* _Task directions_:
Check each line of the listing, and copy it if it contains the word "index".

----

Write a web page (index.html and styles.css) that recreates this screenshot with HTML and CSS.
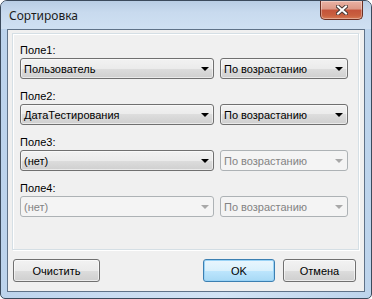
FILE: index.html
```html
<!DOCTYPE html>
<html lang="ru">
<head>
    <meta charset="UTF-8">
    <title>Сортировка</title>
    <link rel="stylesheet" href="styles.css">
</head>
<body>

<div class="window">
    <div class="titlebar">
        <span class="title">Сортировка</span>
        <div class="close-btn">
            <svg width="12" height="10" viewBox="0 0 12 10">
                <path d="M2 1.5 L10 8.5 M10 1.5 L2 8.5" stroke="#4a3a36" stroke-width="4" stroke-linecap="square"/>
                <path d="M2 1.5 L10 8.5 M10 1.5 L2 8.5" stroke="#ffffff" stroke-width="2" stroke-linecap="square"/>
            </svg>
        </div>
    </div>

    <div class="client">
        <div class="panel">
            <div class="field">
                <div class="field-label">Поле1:</div>
                <div class="field-row">
                    <div class="combo combo-wide"><span>Пользователь</span><i class="arrow"></i></div>
                    <div class="combo combo-narrow"><span>По возрастанию</span><i class="arrow"></i></div>
                </div>
            </div>
            <div class="field">
                <div class="field-label">Поле2:</div>
                <div class="field-row">
                    <div class="combo combo-wide"><span>ДатаТестирования</span><i class="arrow"></i></div>
                    <div class="combo combo-narrow"><span>По возрастанию</span><i class="arrow"></i></div>
                </div>
            </div>
            <div class="field">
                <div class="field-label">Поле3:</div>
                <div class="field-row">
                    <div class="combo combo-wide"><span>(нет)</span><i class="arrow"></i></div>
                    <div class="combo combo-narrow disabled"><span>По возрастанию</span><i class="arrow"></i></div>
                </div>
            </div>
            <div class="field">
                <div class="field-label">Поле4:</div>
                <div class="field-row">
                    <div class="combo combo-wide disabled"><span>(нет)</span><i class="arrow"></i></div>
                    <div class="combo combo-narrow disabled"><span>По возрастанию</span><i class="arrow"></i></div>
                </div>
            </div>
        </div>

        <div class="buttons">
            <button class="btn btn-clear">Очистить</button>
            <span class="spacer"></span>
            <button class="btn btn-default btn-ok">OK</button>
            <button class="btn btn-cancel">Отмена</button>
        </div>
    </div>
</div>

</body>
</html>
```

FILE: styles.css
```css
body {
    margin: 0;
    padding: 0;
    background-color: #ffffff;
    font-family: "Liberation Sans", Arial, sans-serif;
    font-size: 11px;
}
.window {
    width: 372px;
    height: 299px;
    box-sizing: border-box;
    border: 1px solid #3b4a5c;
    border-radius: 7px 7px 5px 5px;
    background: linear-gradient(90deg, #bcd3ec 0%, #c9dcf1 30%, #d2e3f4 60%, #bdd4ec 100%);
    display: flex;
    flex-direction: column;
    overflow: hidden;
}
.titlebar {
    height: 28px;
    flex-shrink: 0;
    display: flex;
    align-items: flex-start;
    background: linear-gradient(180deg, #b8cde4 0%, #c8daee 40%, #cfe0f2 100%);
}
.title {
    font-family: "Noto Sans", "Open Sans", sans-serif;
    font-size: 12px;
    color: #1b1b1b;
    margin: 6px 0 0 8px;
}
.close-btn {
    margin-left: auto;
    margin-right: 8px;
    width: 43px;
    height: 19px;
    box-sizing: border-box;
    border: 1px solid #6b2f22;
    border-top: none;
    border-radius: 0 0 5px 5px;
    background: linear-gradient(180deg, #eab2a4 0%, #dc9886 45%, #c4533a 50%, #c9603f 80%, #d77a55 100%);
    box-shadow: inset 0 0 0 1px rgba(255, 255, 255, 0.35);
    display: flex;
    align-items: center;
    justify-content: center;
}
.client {
    flex: 1;
    margin: 0 6px 6px 6px;
    border: 1px solid #5f7288;
    background-color: #f0f0f0;
    display: flex;
    flex-direction: column;
}
.panel {
    height: 217px;
    box-sizing: border-box;
    margin: 3px 5px 0 4px;
    border: 1px solid #d5dfe5;
    box-shadow: inset 1px 1px 0 #ffffff, 1px 1px 0 #ffffff;
    padding: 10px 9px 0 7px;
    display: flex;
    flex-direction: column;
    gap: 11px;
}
.field-label {
    line-height: 13px;
    height: 13px;
    margin-bottom: 1px;
    color: #000;
}
.field-row {
    display: flex;
    gap: 6px;
}
.combo {
    height: 21px;
    box-sizing: border-box;
    border: 1px solid #707070;
    border-radius: 3px;
    background: linear-gradient(180deg, #f2f2f2 0%, #ebebeb 50%, #dddddd 50%, #cfcfcf 100%);
    box-shadow: inset 0 0 0 1px rgba(255, 255, 255, 0.55);
    display: flex;
    align-items: center;
    padding: 0 4px 0 3px;
    color: #000;
}
.combo span {
    flex: 1;
}
.combo-wide {
    width: 194px;
}
.combo-narrow {
    width: 128px;
}
.arrow {
    width: 0;
    height: 0;
    border-left: 4px solid transparent;
    border-right: 4px solid transparent;
    border-top: 4px solid #000;
}
.combo.disabled {
    border-color: #adb2b5;
    background: #f4f4f4;
    box-shadow: none;
    color: #838383;
}
.combo.disabled .arrow {
    border-top-color: #a8a8a8;
}
.buttons {
    display: flex;
    gap: 8px;
    margin-top: 9px;
    padding: 0 8px 0 5px;
}
.spacer {
    flex: 1;
}
.btn {
    height: 23px;
    box-sizing: border-box;
    font-family: "Liberation Sans", Arial, sans-serif;
    font-size: 11px;
    color: #000;
    border: 1px solid #707070;
    border-radius: 3px;
    background: linear-gradient(180deg, #f2f2f2 0%, #ebebeb 50%, #dddddd 50%, #cfcfcf 100%);
    box-shadow: inset 0 0 0 1px rgba(255, 255, 255, 0.6);
    padding: 0;
}
.btn-clear {
    width: 87px;
}
.btn-ok {
    width: 72px;
}
.btn-cancel {
    width: 73px;
}
.btn-default {
    border-color: #3c7fb1;
    background: linear-gradient(180deg, #eaf6fd 0%, #d9f0fc 50%, #bee6fd 50%, #a7d9f5 100%);
    box-shadow: inset 0 0 0 1px #9ad3f6;
}
```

----

* _Written solution_:
Write a web page (index.html and styles.css) that recreates this screenshot with HTML and CSS.
FILE: index.html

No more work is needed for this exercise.